### [SHORT TASK]
Copy each line of the entries that contains the word "styles".

### [LISTING]

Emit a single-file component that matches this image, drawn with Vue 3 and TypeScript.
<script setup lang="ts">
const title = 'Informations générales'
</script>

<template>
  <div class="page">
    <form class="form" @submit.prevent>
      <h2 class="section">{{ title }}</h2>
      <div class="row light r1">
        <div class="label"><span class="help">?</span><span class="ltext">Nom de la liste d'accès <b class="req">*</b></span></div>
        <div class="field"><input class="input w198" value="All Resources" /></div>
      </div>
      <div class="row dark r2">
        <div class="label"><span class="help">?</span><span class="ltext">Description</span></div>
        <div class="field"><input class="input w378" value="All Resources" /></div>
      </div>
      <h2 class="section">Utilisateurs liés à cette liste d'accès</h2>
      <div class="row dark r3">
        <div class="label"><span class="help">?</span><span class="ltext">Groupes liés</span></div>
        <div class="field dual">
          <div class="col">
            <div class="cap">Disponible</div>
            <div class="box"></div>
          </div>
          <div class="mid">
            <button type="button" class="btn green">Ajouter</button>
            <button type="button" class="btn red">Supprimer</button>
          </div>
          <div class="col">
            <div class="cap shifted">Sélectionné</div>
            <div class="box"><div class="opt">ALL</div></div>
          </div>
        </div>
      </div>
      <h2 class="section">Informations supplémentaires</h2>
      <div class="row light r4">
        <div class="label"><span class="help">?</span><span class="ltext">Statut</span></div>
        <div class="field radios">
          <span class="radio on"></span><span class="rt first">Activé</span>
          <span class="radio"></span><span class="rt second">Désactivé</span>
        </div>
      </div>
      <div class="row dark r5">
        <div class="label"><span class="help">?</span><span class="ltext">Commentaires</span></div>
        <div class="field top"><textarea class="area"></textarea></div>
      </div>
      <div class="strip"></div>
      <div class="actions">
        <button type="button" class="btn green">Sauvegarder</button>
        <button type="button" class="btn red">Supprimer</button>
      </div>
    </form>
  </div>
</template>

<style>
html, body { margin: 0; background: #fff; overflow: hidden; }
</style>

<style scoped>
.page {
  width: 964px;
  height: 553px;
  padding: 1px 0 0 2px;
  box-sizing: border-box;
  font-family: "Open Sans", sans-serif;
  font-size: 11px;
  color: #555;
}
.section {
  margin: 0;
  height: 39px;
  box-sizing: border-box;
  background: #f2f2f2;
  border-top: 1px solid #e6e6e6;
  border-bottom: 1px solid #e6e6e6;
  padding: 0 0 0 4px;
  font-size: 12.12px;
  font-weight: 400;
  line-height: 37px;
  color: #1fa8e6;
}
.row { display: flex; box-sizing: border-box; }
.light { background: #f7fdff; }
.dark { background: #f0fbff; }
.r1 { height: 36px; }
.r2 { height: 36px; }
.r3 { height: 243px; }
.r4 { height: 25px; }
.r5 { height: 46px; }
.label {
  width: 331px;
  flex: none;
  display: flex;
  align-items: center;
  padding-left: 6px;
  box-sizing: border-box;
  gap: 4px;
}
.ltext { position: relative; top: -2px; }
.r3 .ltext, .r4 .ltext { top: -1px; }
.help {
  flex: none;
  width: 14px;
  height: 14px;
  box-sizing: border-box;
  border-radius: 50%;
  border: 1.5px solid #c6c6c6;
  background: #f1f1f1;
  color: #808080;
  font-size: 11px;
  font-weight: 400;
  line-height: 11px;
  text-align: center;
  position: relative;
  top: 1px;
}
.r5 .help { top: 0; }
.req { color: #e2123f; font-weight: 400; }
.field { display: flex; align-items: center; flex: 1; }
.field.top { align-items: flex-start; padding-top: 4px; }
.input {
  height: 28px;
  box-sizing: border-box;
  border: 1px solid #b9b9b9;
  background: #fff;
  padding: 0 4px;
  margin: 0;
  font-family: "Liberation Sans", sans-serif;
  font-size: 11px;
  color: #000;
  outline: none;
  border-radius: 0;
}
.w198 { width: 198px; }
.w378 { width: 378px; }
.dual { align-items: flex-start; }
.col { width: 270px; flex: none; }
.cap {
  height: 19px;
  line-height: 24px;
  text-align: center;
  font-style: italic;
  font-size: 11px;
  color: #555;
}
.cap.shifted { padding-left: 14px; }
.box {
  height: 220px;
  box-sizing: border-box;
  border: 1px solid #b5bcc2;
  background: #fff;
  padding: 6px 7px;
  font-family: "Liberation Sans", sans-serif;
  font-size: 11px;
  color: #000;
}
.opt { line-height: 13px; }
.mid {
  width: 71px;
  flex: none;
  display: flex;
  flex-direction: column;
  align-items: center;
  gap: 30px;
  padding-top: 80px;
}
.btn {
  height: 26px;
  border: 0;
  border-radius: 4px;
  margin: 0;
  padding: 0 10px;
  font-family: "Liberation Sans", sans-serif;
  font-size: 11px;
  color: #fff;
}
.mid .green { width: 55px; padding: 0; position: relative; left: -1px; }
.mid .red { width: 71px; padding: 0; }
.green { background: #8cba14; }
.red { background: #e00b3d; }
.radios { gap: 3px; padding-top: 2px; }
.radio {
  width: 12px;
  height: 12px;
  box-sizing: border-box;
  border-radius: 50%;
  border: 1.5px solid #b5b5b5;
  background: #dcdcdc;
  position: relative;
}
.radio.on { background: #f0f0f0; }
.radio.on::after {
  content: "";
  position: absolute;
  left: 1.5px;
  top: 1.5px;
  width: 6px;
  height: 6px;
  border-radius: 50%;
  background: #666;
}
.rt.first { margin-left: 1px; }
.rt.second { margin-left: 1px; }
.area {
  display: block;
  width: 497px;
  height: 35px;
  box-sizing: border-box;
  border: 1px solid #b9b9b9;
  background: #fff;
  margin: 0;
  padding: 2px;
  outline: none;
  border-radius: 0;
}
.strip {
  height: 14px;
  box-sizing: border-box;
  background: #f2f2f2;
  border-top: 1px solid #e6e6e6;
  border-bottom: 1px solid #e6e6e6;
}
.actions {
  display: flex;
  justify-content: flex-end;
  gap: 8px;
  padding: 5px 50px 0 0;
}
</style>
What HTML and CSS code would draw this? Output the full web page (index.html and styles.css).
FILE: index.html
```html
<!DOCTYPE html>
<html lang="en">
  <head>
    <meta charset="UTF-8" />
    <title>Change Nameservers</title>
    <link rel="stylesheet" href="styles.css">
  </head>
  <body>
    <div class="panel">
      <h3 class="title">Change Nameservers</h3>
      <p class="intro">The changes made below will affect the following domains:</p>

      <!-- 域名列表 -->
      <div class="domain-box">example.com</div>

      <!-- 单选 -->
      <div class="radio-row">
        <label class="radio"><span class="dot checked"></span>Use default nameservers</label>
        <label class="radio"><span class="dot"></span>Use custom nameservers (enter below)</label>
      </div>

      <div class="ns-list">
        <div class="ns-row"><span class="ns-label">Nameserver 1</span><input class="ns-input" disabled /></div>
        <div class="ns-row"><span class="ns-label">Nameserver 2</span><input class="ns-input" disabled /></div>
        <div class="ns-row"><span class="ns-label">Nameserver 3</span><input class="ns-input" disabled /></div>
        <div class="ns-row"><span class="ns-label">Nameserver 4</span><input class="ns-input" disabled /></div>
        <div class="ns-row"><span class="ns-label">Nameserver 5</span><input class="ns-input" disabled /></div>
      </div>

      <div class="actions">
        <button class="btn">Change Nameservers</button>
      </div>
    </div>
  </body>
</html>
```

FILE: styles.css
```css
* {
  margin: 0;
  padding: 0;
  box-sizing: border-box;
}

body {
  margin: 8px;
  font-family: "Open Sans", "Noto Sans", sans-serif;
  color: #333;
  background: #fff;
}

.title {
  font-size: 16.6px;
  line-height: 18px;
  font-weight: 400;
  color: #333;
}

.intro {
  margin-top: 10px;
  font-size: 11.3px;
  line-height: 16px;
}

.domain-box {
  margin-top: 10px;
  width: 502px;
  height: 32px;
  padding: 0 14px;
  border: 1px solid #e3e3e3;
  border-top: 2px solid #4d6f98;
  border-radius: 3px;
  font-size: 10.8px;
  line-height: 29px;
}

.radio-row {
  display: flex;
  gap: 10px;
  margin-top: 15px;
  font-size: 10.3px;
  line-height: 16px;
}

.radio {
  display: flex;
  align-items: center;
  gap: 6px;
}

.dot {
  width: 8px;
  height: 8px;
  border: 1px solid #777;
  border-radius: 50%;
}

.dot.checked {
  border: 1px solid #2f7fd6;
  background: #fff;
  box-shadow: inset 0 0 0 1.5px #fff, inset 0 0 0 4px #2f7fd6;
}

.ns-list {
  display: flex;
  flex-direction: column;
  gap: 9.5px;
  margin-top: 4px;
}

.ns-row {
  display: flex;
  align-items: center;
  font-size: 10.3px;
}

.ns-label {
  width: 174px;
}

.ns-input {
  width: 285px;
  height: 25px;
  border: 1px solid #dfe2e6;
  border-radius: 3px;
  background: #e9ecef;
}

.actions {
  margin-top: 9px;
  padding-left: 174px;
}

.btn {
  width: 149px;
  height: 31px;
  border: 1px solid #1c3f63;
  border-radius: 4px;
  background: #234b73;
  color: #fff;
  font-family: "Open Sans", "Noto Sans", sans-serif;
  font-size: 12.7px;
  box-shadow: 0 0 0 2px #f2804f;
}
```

### [FINISHED EXERCISE]
What HTML and CSS code would draw this? Output the full web page (index.html and styles.css).
    <link rel="stylesheet" href="styles.css">
FILE: styles.css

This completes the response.